DATASET EXCERPT =

####

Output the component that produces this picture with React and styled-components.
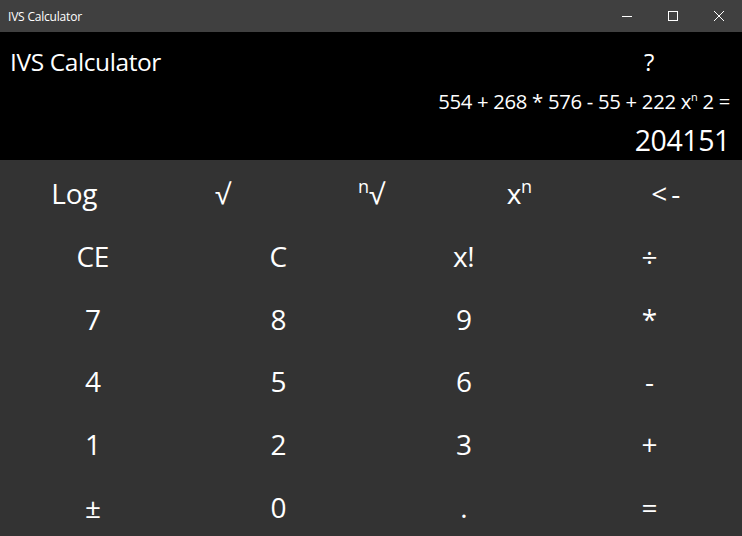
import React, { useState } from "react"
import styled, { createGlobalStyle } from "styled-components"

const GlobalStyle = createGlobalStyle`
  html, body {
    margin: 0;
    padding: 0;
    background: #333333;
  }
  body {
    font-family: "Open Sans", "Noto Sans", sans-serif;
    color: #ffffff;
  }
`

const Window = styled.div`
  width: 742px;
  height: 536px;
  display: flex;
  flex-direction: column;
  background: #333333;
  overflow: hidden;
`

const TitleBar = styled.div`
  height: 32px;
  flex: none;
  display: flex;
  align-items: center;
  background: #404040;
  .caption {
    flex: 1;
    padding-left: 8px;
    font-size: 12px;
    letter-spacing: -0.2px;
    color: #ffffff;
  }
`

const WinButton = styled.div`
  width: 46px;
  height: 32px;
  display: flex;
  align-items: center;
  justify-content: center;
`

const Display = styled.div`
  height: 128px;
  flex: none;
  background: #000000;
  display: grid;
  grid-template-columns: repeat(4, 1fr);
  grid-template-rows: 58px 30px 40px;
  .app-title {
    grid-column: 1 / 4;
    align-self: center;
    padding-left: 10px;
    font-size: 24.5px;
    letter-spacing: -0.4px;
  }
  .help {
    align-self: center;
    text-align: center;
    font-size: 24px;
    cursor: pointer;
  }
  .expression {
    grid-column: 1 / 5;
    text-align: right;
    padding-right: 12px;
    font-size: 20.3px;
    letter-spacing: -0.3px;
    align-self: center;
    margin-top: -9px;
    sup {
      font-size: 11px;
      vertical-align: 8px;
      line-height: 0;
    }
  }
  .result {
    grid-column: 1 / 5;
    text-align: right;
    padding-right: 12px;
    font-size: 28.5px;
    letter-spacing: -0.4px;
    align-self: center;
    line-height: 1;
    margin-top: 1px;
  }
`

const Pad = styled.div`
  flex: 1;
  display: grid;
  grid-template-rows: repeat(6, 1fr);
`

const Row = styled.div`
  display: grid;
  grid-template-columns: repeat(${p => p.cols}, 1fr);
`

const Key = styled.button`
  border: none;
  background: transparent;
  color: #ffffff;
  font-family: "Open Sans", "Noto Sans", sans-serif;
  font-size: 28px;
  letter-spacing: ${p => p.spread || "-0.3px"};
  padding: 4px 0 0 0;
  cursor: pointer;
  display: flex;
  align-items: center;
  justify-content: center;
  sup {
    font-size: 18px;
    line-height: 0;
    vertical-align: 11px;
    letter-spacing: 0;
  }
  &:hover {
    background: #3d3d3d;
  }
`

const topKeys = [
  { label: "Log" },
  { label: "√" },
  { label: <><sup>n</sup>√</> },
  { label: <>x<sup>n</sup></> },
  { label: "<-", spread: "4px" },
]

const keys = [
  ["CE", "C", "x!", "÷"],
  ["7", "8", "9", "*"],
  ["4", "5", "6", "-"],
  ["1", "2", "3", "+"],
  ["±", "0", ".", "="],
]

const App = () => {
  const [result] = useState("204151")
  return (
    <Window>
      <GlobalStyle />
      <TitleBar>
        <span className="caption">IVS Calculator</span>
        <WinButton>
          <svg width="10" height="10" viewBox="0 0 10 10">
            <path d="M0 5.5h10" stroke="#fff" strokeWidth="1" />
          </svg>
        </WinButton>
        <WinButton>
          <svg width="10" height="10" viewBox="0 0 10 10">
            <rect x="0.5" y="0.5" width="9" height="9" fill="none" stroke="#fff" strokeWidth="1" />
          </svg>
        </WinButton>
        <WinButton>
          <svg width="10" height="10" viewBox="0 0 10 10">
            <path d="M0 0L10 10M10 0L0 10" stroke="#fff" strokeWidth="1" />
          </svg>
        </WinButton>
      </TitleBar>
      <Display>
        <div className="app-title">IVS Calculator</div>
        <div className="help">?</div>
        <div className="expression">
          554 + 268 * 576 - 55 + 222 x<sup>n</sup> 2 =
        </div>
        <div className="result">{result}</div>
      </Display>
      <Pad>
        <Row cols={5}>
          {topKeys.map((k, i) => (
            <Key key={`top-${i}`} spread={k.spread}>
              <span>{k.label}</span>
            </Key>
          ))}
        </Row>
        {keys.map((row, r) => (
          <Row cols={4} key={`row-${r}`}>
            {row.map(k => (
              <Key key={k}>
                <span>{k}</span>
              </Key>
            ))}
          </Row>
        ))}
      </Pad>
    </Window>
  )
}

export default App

####

WHAT IS BEING ASKED = Restate the data above exactly, stripping out each image.

WRITTEN SOLUTION =
Output the component that produces this picture with React and styled-components.
import React, { useState } from "react"
import styled, { createGlobalStyle } from "styled-components"

const GlobalStyle = createGlobalStyle`
  html, body {
    margin: 0;
    padding: 0;
    background: #333333;
  }
  body {
    font-family: "Open Sans", "Noto Sans", sans-serif;
    color: #ffffff;
  }
`

const Window = styled.div`
  width: 742px;
  height: 536px;
  display: flex;
  flex-direction: column;
  background: #333333;
  overflow: hidden;
`

const TitleBar = styled.div`
  height: 32px;
  flex: none;
  display: flex;
  align-items: center;
  background: #404040;
  .caption {
    flex: 1;
    padding-left: 8px;
    font-size: 12px;
    letter-spacing: -0.2px;
    color: #ffffff;
  }
`

const WinButton = styled.div`
  width: 46px;
  height: 32px;
  display: flex;
  align-items: center;
  justify-content: center;
`

const Display = styled.div`
  height: 128px;
  flex: none;
  background: #000000;
  display: grid;
  grid-template-columns: repeat(4, 1fr);
  grid-template-rows: 58px 30px 40px;
  .app-title {
    grid-column: 1 / 4;
    align-self: center;
    padding-left: 10px;
    font-size: 24.5px;
    letter-spacing: -0.4px;
  }
  .help {
    align-self: center;
    text-align: center;
    font-size: 24px;
    cursor: pointer;
  }
  .expression {
    grid-column: 1 / 5;
    text-align: right;
    padding-right: 12px;
    font-size: 20.3px;
    letter-spacing: -0.3px;
    align-self: center;
    margin-top: -9px;
    sup {
      font-size: 11px;
      vertical-align: 8px;
      line-height: 0;
    }
  }
  .result {
    grid-column: 1 / 5;
    text-align: right;
    padding-right: 12px;
    font-size: 28.5px;
    letter-spacing: -0.4px;
    align-self: center;
    line-height: 1;
    margin-top: 1px;
  }
`

const Pad = styled.div`
  flex: 1;
  display: grid;
  grid-template-rows: repeat(6, 1fr);
`

const Row = styled.div`
  display: grid;
  grid-template-columns: repeat(${p => p.cols}, 1fr);
`

const Key = styled.button`
  border: none;
  background: transparent;
  color: #ffffff;
  font-family: "Open Sans", "Noto Sans", sans-serif;
  font-size: 28px;
  letter-spacing: ${p => p.spread || "-0.3px"};
  padding: 4px 0 0 0;
  cursor: pointer;
  display: flex;
  align-items: center;
  justify-content: center;
  sup {
    font-size: 18px;
    line-height: 0;
    vertical-align: 11px;
    letter-spacing: 0;
  }
  &:hover {
    background: #3d3d3d;
  }
`

const topKeys = [
  { label: "Log" },
  { label: "√" },
  { label: <><sup>n</sup>√</> },
  { label: <>x<sup>n</sup></> },
  { label: "<-", spread: "4px" },
]

const keys = [
  ["CE", "C", "x!", "÷"],
  ["7", "8", "9", "*"],
  ["4", "5", "6", "-"],
  ["1", "2", "3", "+"],
  ["±", "0", ".", "="],
]

const App = () => {
  const [result] = useState("204151")
  return (
    <Window>
      <GlobalStyle />
      <TitleBar>
        <span className="caption">IVS Calculator</span>
        <WinButton>
          <svg width="10" height="10" viewBox="0 0 10 10">
            <path d="M0 5.5h10" stroke="#fff" strokeWidth="1" />
          </svg>
        </WinButton>
        <WinButton>
          <svg width="10" height="10" viewBox="0 0 10 10">
            <rect x="0.5" y="0.5" width="9" height="9" fill="none" stroke="#fff" strokeWidth="1" />
          </svg>
        </WinButton>
        <WinButton>
          <svg width="10" height="10" viewBox="0 0 10 10">
            <path d="M0 0L10 10M10 0L0 10" stroke="#fff" strokeWidth="1" />
          </svg>
        </WinButton>
      </TitleBar>
      <Display>
        <div className="app-title">IVS Calculator</div>
        <div className="help">?</div>
        <div className="expression">
          554 + 268 * 576 - 55 + 222 x<sup>n</sup> 2 =
        </div>
        <div className="result">{result}</div>
      </Display>
      <Pad>
        <Row cols={5}>
          {topKeys.map((k, i) => (
            <Key key={`top-${i}`} spread={k.spread}>
              <span>{k.label}</span>
            </Key>
          ))}
        </Row>
        {keys.map((row, r) => (
          <Row cols={4} key={`row-${r}`}>
            {row.map(k => (
              <Key key={k}>
                <span>{k}</span>
              </Key>
            ))}
          </Row>
        ))}
      </Pad>
    </Window>
  )
}

export default App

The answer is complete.